Thank you, Andrew, a really interesting blog as well as thorough.
Your amusing comment re the McGonagall’s poem recalls flogging through the wretched thing at school – guaranteed to steer this student away from poetry at an early age.
Re FACE THE MUSIC, our family has always (perhaps wrongly) associated this with the lot of the conductor. Anyone who has ever wielded a baton before an unfamiliar and potentially hostile orchestra will certainly know the feeling!
All in all, a good, solid crossword from Phil this morning, with plenty to chew on as NeilW says @1.
Thanks Andrew and Philistine
Slightly mixed feelings about parts of this largely enjoyable and puzzle. Like others I was left looking for more from ‘metaphor’ but NB that Tay Bridge is also just a CD as far as I can see.
I also felt that the, albeit clever, ‘remove and grind’ instructions were a bit thick on the ground (1a, 19a, 25a, 18d).
Nonetheless I ticked 18d, and also 10a, 12a, 22a, 2d, 5d.
Thanks Andrew and Philistine. Quite enjoyable – I rushed through half of it and then slowed down. Last in was bazaar.
I took 8a as a sort of DD (not CD): the “perhaps” indicating “Face the music” was a type of metaphor, and a metaphor could be a mixed one. Not a very satisfactory clue. (Apologies if earlier contributors were saying this)
27a I thought at first this was rather weak, but I hadn’t realised till I re-read your (Andrew’s) comment that the “lines” referred also to poetry.
I agree with tupu about the remove and grind clues (nice way of phrasing it, by the way)
Dave E @8,9
Thanks.
I must confess I missed the ‘lines’ reference, though I am familiar with the clunky ‘poem’. I assumed it was just ‘the track’. This said, I don’t think the clue is one of the setter’s best – the verse is certainly the poet’s best known (and therein lies its own disaster) but I don’t know if it was his worst effort.
Straightforward but enjoyable, I’d say, with the same quibble that others have over METAPHOR. I agree with you, Andrew, about hippies and dropouts, but it gives me the opportunity to big up my favourite hippie, Dylan the rabbit from The Magic Roundabout. Far out, man …
JollySwagman@3 – very nice try, but would one really say “there’s a nice track on face A”? Pretty sure I’d say “side A” or more likely “the A-side”.

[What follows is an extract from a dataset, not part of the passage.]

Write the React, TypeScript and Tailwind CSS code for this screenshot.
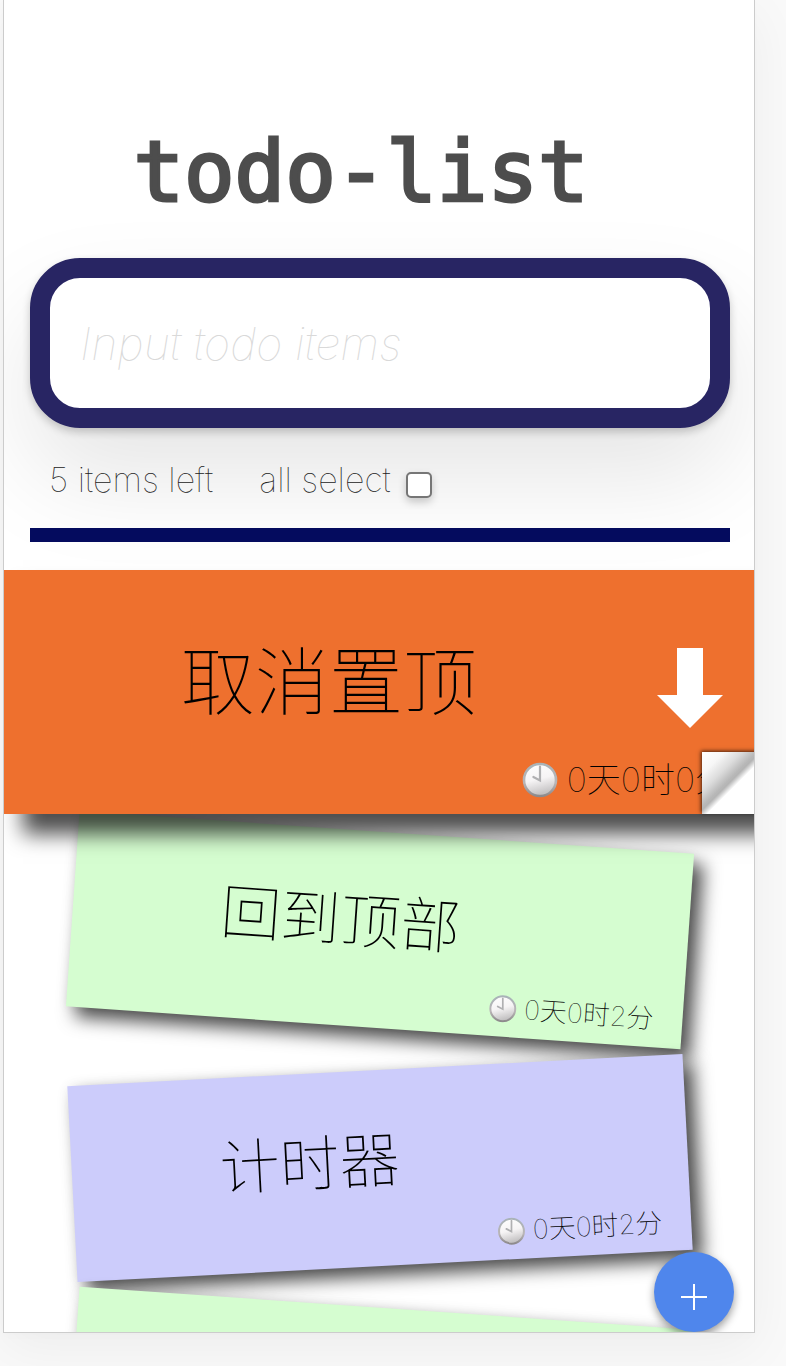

Let’s hope Phil drops in to tell us.
Thanks to Andrew for the blog. I needed you to explain why I had the right answer for 25a.
I also was dubious about using A to Z for a map.
Thanks all
A pretty good workout – no single – clue quibbles here.
Do any of you allow the cross reference at 25ac to be included when considering the clue at 8ac. I certainly solved the former first and used it to solve the latter.
Last in was’supreme’ which it seems I was not alone in failing to un-hide; excellent clue.
20d was rather facile. I liked 18d and 21 ac.
Thanks, Andrew.
I’ve spent far too much time today reading Poetic Gems, thanks to 27a.
Tupu @10: in the hotly-contested “McGonagall’s Worst” stakes, maybe A Tribute to Henry M. Stanley shows his scansion and rhyming at their most approximate. But the clue doesn’t depend on the poem being McG’s worst, just on it being a “disastrous setting [of] lines.” I think it’s a very neat cd.
I did bridle just a wee bit on seeing that non-rhotic cooing known as RP defined as “correct speech.” 😉
Echoing others: SUPREME was well-concealed. I made sluggish progress in SW. I think I just haven’t found this setter’s wavelength yet.
Grid with a split personality made things harder, especially from N to S on each side.
8 & 27 seem both to be DDs. With ‘face the music’ not being a mixed metaphor, 8 uses a musical ruse to disguise the two definitions. 27, as observed above, probably just fails to do enough to draw attention to the poem.
Nice one Philistine; I thought this was going to be quite easy when I started, but then I ground to a halt for a while.
Thanks Andrew; I didn’t know, or had long since forgotten, the Tay Bridge disaster. Thanks for the links.
Like many the SUPREME ha caught me out initially and I had to look up the other TATAMI. I thought the central heating in 2 was ‘CH,’ which allowed me erroneously to solve it and see the parsing later.
Like RCW, I appreciated ECSTASY and thought RETIRED was uncharacteristically weak. The ETHER=number is also looking a little tired. For ANNEXE I was nicely misled by Provence, racking my brains for an ‘aix’ or somesuch.
Thanks Miche @15. I have not encountered the Stanley effort before. It certainly takes some beating! I had not wanted to suggest that the Tay Bridge had to be his worst poem for the clue to work, but only that it had had the disastrous misfortune to become known to a wide audience.
It’s a stretch, but ‘metaphor’ is a homophone for ‘Mehta for’. He faces the music.
27 may be a reference to:
http://www.mcgonagall-online.org.uk/publications/the-railway-bridge-of-the-silvery-tay-and-other-disasters
Annoying and you try to hard to justify poor clueing.